For the most part this campaign is standard Call of Duty fair: you go to a location, shoot some guys and continue moving to the next point. But fortunately this is broken up with both flight missions and the space combat. Some levels are partly set in the anti-gravity environment of space which, while only a small change, does break up the gameplay. A grappling hook helps you get around and staying behind cover is near impossible, forcing you to change the way you play.
The real shake-up to the formula is the space flight missions, in which players take control of their speedy and heavily-armed ship, usually with orders to take down larger opponents. The controls are simple and an assisted lock on system alleviates some of the difficulty in targeting there may have been. These missions only pop up a few times in the main campaign, with more to be found as optional side missions.
With an alright bad guy, some spectacular set pieces, top quality cinematics and a ton of great characters, Infinite Warfare's single player campaign is worthy of occupying the same space as instant classics like those of Doom and Titanfall 2. There are issues, and a few characters that don't hit the mark, but this is the first story in a while that has really impressed and at times can be surprisingly heartfelt.
The campaign has a somewhat sombre tone, often making a point of the horrors of war and the lengths that people will go to in order to hurt their foes, but Infinite Warfare's zombies mode throws that out of the window in favour of good old fashioned fun.

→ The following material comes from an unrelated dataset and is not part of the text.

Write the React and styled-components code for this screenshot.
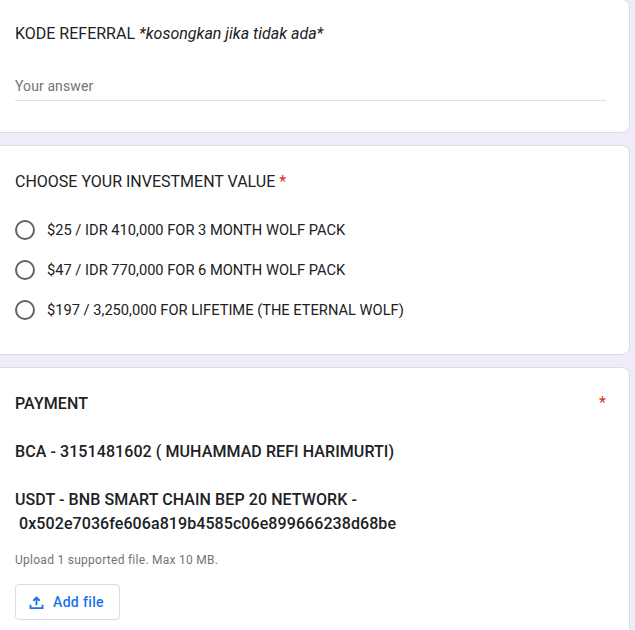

Zombies in Spaceland sees four 80's movie archetypes run around a zombie-infested theme park setting up barricades and slaughtering waves of undead in the traditional Zombies style. There's humour, a ton of character and very little in the way of serious messages.
Unfortunately this offering probably won't please Zombies veterans. There isn't much in the way of complex secrets to uncover and the challenge doesn't seem quite as steep as last year's effort. This is perhaps a good thing; as the more complex Zombies modes have become very hard for new players to get into, but for those of us who put more than a few hours in every year it certainly feels a little underwhelming. It's good, and many will surely love it, but it feels like a bit of a step backwards.
Amazingly the multiplayer, the mode that Call of Duty is perhaps best known for, is where Infinite Warfare feels stale. The stellar campaign and the good Zombies experience are let down by a multiplayer offering that honestly feels like little more than a DLC expansion for Black Ops 3. The movement abilities are identical to last years offering, and while the campaign can make this mitigate this with variety and set pieces, the multiplayer really shines a spotlight on it. .
The new combat rigs sound great on paper, offering up special abilities and unique bonuses, but they feel like a rehash of last years specialists, just with an extra perk to play with. The new flagship mode, Defender, sees you try and hold onto a drone to score points, but ultimately ends up being a less exciting version of Uplink, with teams trying to hide from each other instead of being forced to run into the action. There is also little to write home about in regard to new maps, they are all very good, with some interesting locations but they wouldn't look out of place in Black Ops 3 – even those set in space, that only seem to have zero gravity when you die.
Infinity Ward tried to shake things up with the weapons, by introducing rare weapon upgrades that basically add perks to guns. It's a way to keep people playing for longer, but it creates issues. Usually if I come up against someone with the same gun as me in a 1v1 battle I fancy my chances, but against these permanent weapon upgrades dished out by pure chance I don't stand a chance. It makes things feel a little unfair at times, and these upgrades definitely aren't easy to unlock.
Multiplayer proves disappointing because of the lack of meaningful changes over previous years, but it is still one of the most consistent and quality online shooters available. The action is fast, the game modes varied and the actual act of shooting is still satisfying. It just feels like too much of the same, which will be a bigger problem for some than others.
The best single player campaign Call of Duty has produced in years provides a decent story with some really impactful moments. The set pieces are as good as ever and the cinematics look phenomenal. Zombies in Space is a nice idea and well-implemented, but will be a disappointment to hardcore fans of the mode due to its relative simplicity. Unfortunately the multiplayer is a bit of a let down. Too few changes make this feel like a rehash of Black Ops 3 and the new ideas fail to hit the mark. That beings said this is still one of the best multiplayer shooters available, and by no means is it a bad game.